The truth in my pain

There was once a time when my children didn’t overwhelm my very being. When I wasn’t short tempered and impatient. When I could clean and cook and do fun stuff with them. When everyday was an adventure with them and not just a day to get through. When I loved every moment of being a mom and never wondered why I had kids. When I just knew.

And then depression entered my life. Now some days are good days. But most days aren’t. Most days are just days to get through. Now I find myself frustrated and annoyed by tantrums that I used to work through with them. I find myself allowing more screen time. I take them to the park less.

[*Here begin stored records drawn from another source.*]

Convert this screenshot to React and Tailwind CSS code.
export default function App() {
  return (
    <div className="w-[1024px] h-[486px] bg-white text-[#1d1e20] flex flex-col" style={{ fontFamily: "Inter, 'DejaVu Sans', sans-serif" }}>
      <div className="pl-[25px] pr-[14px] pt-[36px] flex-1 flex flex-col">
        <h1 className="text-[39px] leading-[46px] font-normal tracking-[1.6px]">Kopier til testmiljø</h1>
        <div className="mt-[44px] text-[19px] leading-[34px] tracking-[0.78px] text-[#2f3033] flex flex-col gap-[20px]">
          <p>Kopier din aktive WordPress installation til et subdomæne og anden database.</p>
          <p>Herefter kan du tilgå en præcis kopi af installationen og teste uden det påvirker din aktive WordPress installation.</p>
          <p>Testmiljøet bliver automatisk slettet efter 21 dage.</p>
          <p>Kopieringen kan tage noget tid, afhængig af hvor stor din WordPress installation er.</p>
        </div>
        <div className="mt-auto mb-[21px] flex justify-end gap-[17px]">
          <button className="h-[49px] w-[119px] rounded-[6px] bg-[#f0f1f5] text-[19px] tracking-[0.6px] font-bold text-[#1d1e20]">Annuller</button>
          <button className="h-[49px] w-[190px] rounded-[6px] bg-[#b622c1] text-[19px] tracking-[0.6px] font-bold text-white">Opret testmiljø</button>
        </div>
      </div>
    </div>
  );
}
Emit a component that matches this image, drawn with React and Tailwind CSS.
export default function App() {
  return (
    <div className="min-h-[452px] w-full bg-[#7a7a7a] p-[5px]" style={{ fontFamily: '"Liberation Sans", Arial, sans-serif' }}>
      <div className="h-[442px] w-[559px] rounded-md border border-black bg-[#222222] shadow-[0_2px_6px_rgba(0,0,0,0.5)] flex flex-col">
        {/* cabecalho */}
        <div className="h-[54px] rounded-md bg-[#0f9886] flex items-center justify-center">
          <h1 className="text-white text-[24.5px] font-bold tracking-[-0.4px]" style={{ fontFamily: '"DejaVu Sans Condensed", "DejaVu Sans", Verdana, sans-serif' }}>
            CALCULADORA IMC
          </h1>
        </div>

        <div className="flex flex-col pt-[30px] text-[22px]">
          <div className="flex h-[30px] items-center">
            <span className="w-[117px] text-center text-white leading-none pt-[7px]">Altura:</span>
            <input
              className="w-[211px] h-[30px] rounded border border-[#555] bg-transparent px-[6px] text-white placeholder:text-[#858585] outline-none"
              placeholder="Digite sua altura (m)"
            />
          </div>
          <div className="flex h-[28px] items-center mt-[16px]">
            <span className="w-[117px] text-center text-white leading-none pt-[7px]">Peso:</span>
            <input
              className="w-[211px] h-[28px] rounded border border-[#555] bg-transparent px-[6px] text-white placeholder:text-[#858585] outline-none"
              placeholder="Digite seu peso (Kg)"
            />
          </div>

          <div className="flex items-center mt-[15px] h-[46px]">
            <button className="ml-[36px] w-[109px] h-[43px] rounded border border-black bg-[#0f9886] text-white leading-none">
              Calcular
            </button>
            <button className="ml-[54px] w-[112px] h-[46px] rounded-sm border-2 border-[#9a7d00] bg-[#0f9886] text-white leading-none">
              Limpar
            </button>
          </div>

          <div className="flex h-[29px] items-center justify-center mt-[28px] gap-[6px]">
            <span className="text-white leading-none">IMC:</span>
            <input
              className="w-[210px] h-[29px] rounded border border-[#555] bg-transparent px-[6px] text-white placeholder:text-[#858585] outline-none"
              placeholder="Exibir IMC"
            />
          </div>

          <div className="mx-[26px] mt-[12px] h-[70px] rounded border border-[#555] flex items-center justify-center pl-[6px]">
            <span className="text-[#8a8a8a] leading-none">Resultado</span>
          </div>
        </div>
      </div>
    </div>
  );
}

I write this with a heavy heart and tears running down my cheeks. Alex starts school in a month. The last days of having him home with me all day everyday are upon us. And I can’t muster up the strength to enjoy them. I feel trapped in my weaknesses.

I love my kids more then words can possibly express. But lately I wonder if they know that. If I am capable of showing them that. It hurts to think I might be failing them. To know I’m not being the best I can be. And not know how to fix it.

I feel so much guilt when I raise my voice. Or snap at them. Or show my annoyances.

I dont write this for your sympathy or to search for words of encouragement. I write this because I feel alone. But I can’t be the only mom who feels this. I hope my confessions can make even one mom feel a little less alone.

Whoever you are, you are not alone.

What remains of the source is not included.